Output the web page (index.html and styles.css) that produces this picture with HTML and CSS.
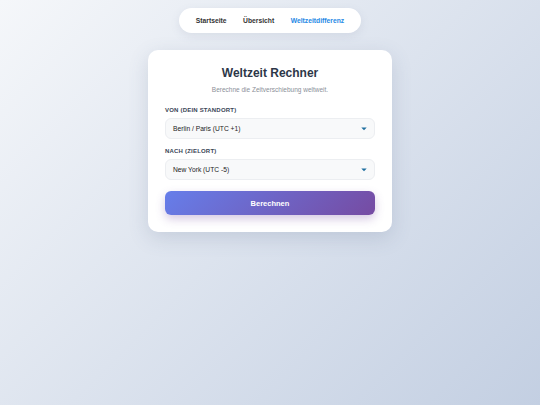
FILE: index.html
```html
<!DOCTYPE html>
<html lang="de">
<head>
<meta charset="utf-8">
<title>Weltzeit Rechner</title>
<link rel="stylesheet" href="styles.css">
</head>
<body>
<nav class="nav">
  <a class="nav-link" href="#">Startseite</a>
  <a class="nav-link" href="#">Übersicht</a>
  <a class="nav-link active" href="#">Weltzeitdifferenz</a>
</nav>
<main class="card">
  <h1 class="title">Weltzeit Rechner</h1>
  <p class="subtitle">Berechne die Zeitverschiebung weltweit.</p>
  <div class="field">
    <label class="label">VON (DEIN STANDORT)</label>
    <div class="select">
      <span class="select-text">Berlin / Paris (UTC +1)</span>
      <svg class="caret" width="6" height="4" viewBox="0 0 6 4"><path d="M0.3 0.5 L5.7 0.5 L3 3.3 Z" fill="#1f6f9f"/></svg>
    </div>
  </div>
  <div class="field">
    <label class="label">NACH (ZIELORT)</label>
    <div class="select">
      <span class="select-text">New York (UTC -5)</span>
      <svg class="caret" width="6" height="4" viewBox="0 0 6 4"><path d="M0.3 0.5 L5.7 0.5 L3 3.3 Z" fill="#1f6f9f"/></svg>
    </div>
  </div>
  <button class="button">Berechnen</button>
</main>
</body>
</html>
```
FILE: styles.css
```css
* { box-sizing: border-box; }
html, body { margin: 0; padding: 0; }
body {
  min-height: 100vh;
  background: linear-gradient(135deg, #f5f7fa 0%, #c3cfe2 100%);
  font-family: "Liberation Sans", Arial, sans-serif;
  display: flex;
  flex-direction: column;
  align-items: center;
}
.nav {
  margin-top: 8px;
  height: 25px;
  padding: 0 16.5px;
  display: flex;
  align-items: center;
  gap: 16.5px;
  background: #fff;
  border-radius: 13px;
  box-shadow: 0 3px 10px rgba(100, 110, 140, 0.12);
}
.nav-link {
  font-size: 6.75px;
  font-weight: bold;
  color: #333;
  text-decoration: none;
}
.nav-link.active { color: #1e88e5; }
.card {
  margin-top: 17px;
  width: 244px;
  background: #fff;
  border-radius: 10px;
  padding: 16px 17px 17px;
  box-shadow: 0 6px 20px rgba(80, 95, 130, 0.18);
  display: flex;
  flex-direction: column;
}
.title {
  margin: 0;
  text-align: center;
  font-size: 12px;
  font-weight: bold;
  color: #2d3748;
  line-height: 14px;
}
.subtitle {
  margin: 6px 0 0;
  text-align: center;
  font-size: 6.5px;
  color: #8a8f98;
  line-height: 8px;
}
.field {
  display: flex;
  flex-direction: column;
  gap: 4px;
  margin-top: 13px;
}
.field + .field { margin-top: 9px; }
.label {
  font-size: 6px;
  font-weight: bold;
  letter-spacing: 0.2px;
  color: #3a4556;
  line-height: 7px;
}
.select {
  height: 21px;
  background: #f8f9fa;
  border: 1px solid #eceef1;
  border-radius: 6px;
  display: flex;
  align-items: center;
  justify-content: space-between;
  padding: 0 7px 0 7px;
}
.select-text {
  font-size: 6.7px;
  color: #222;
}
.caret { display: block; }
.button {
  margin-top: 11px;
  height: 24px;
  border: none;
  border-radius: 6px;
  background: linear-gradient(135deg, #667eea 0%, #764ba2 100%);
  color: #fff;
  font-family: "Liberation Sans", Arial, sans-serif;
  font-size: 7.5px;
  font-weight: bold;
  box-shadow: 0 4px 10px rgba(118, 75, 162, 0.3);
}
```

• • • • • • •

= Objective =
Look through the material and say how many lines hold "styles". Give the number only.

= Answer for the task =
3